I imagine a world without Barnes & Noble only with great difficulty.
For a decade it was one of the most loyal customers of my printed books. It continues to sell them to its web site customers, even if the monthly quantities have fallen into the single digits.
Printed books are in decline as the most avid readers switch to ebooks. That poses an obvious challenge for the United States’ largest retailer of printed books. Yet it is in ebooks that Barnes & Noble is falling apart. I found this out the hard way, trying to add my new ebook to the Nook platform. I have a valid ebook file — the ebook people say so, and Apple and Amazon required only minor adjustments to display it correctly. Apple struggles with font embedding, and Amazon, with Unicode characters, but both problems had easily discoverable workarounds.
Unfortunately, there are no workarounds for the Nook platform. Nook won’t display my ebook at all, and there is nothing to tell me what part of the document file it had choked on. To attempt a workaround, I extracted the HTML from the ebook and submitted that. The HTML file was, again, a validly formed document, but after Nook Press processed it, it was garbled beyond recognition. It looked as if Nook had used Microsoft Word to convert the HTML to RTF (a 1990s word processing document format) before converting the RTF back to HTML. If true, that’s a fairly desperate workflow, something an online business would only attempt if it couldn’t afford to hire a qualified web programmer. Checking the online forums, I found that this kind of publishing failure was the norm at Nook. Most publishers gave up more easily than I had, and even on the official Nook forums, it was clear that publishers that ran into technical problems weren’t getting any help.
But wait. Nook Press has live online chat help. I put my question in there, carefully phrasing it in about 25 words. To no avail — the live chat representative closed my chat without typing even a word in response. I was starting to picture an abandoned office, most of the workers laid off, the last remaining live chat representative gamely trying to keep up with the questions coming in on the web site, with no choice but to click past any question that pointed to any kind of problem. This couldn’t be happening at Barnes & Noble, could it?

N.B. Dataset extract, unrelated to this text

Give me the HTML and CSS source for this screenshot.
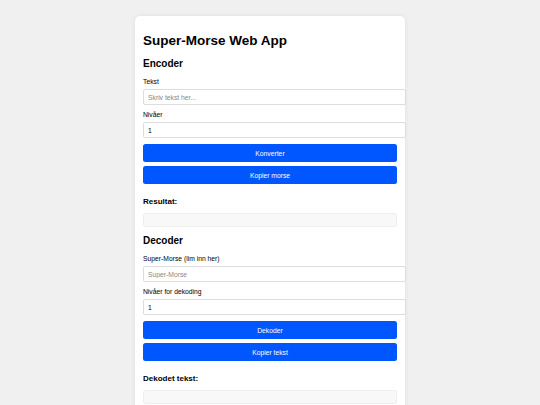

I confess I hadn’t kept up with the news from Barnes & Noble, and this is when I went to read the financial stories from May, June, and July. They were stories with an air of gloom. If Nook goes bust, will your e-books survive? Barnes & Noble moves closer to breakup as CEO Lynch resigns. Barnes & Noble restates financial statements. In short, Barnes & Noble is in the same kind of crisis as Dell and Best Buy. I expect sales of printed books to decline by 15 percent between now and December 2014. If Barnes & Noble takes that kind of revenue hit while simultaneously winding down its ebook business, there is nothing to indicate it will know how to adapt. On the contrary, the company is directionless after its recent CEO resignation.
So what would change if in 2015, Barnes & Noble went down the same path as the now-defunct Borders? For the sake of book publishers, the price of books would have to go up, but that is a messy proposition that could lead to trouble across the book business. It is hard for me to imagine the sequence that would follow, but the key to understanding it is that public libraries would suddenly become more important places than they have been in more than a quarter of a century.